Despite being one of the most prevalent medical conditions in health care today, with almost half of all women being
affected at some point, UI remains a vastly under- serviced and over-looked marketplace.

This news release contains forward-looking statements as defined by the Private Securities Litigation Reform Act of 1995.

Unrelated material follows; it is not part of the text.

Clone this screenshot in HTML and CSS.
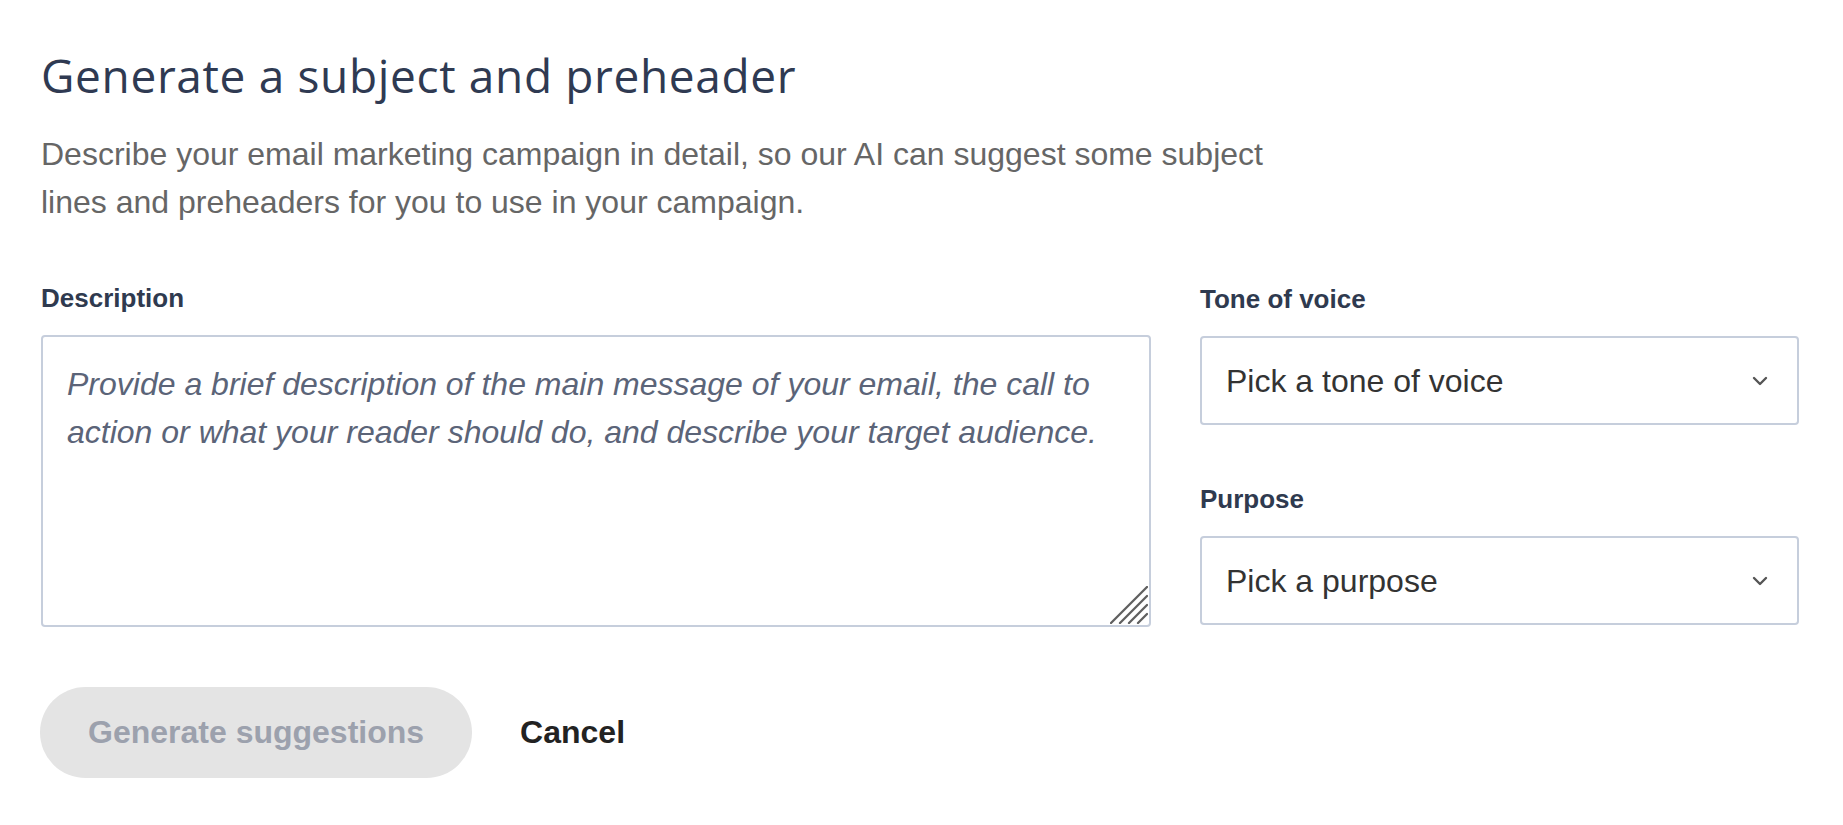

Forward-looking statements include statements concerning plans, objectives, goals, strategies, future events or
performance and underlying assumptions and other statements which are other than statements of historical facts. These
statements are subject to uncertainties and risks including, but not limited to, product and service demand and acceptance,
changes in technology, changes in insurance reimbursement, economic conditions, the impact of competition and pricing,
government regulation, and other risks defined in this document and in statements filed from time to time with the
Securities and Exchange Commission. All such forward-looking statements, whether written or oral, and whether made by or
on behalf of the Company are expressly qualified by these cautionary statements and any other cautionary statements which
may accompany the forward-looking statements. In addition, the Company disclaims any obligation to update any
forward-looking statements to reflect events or circumstances after the date hereof.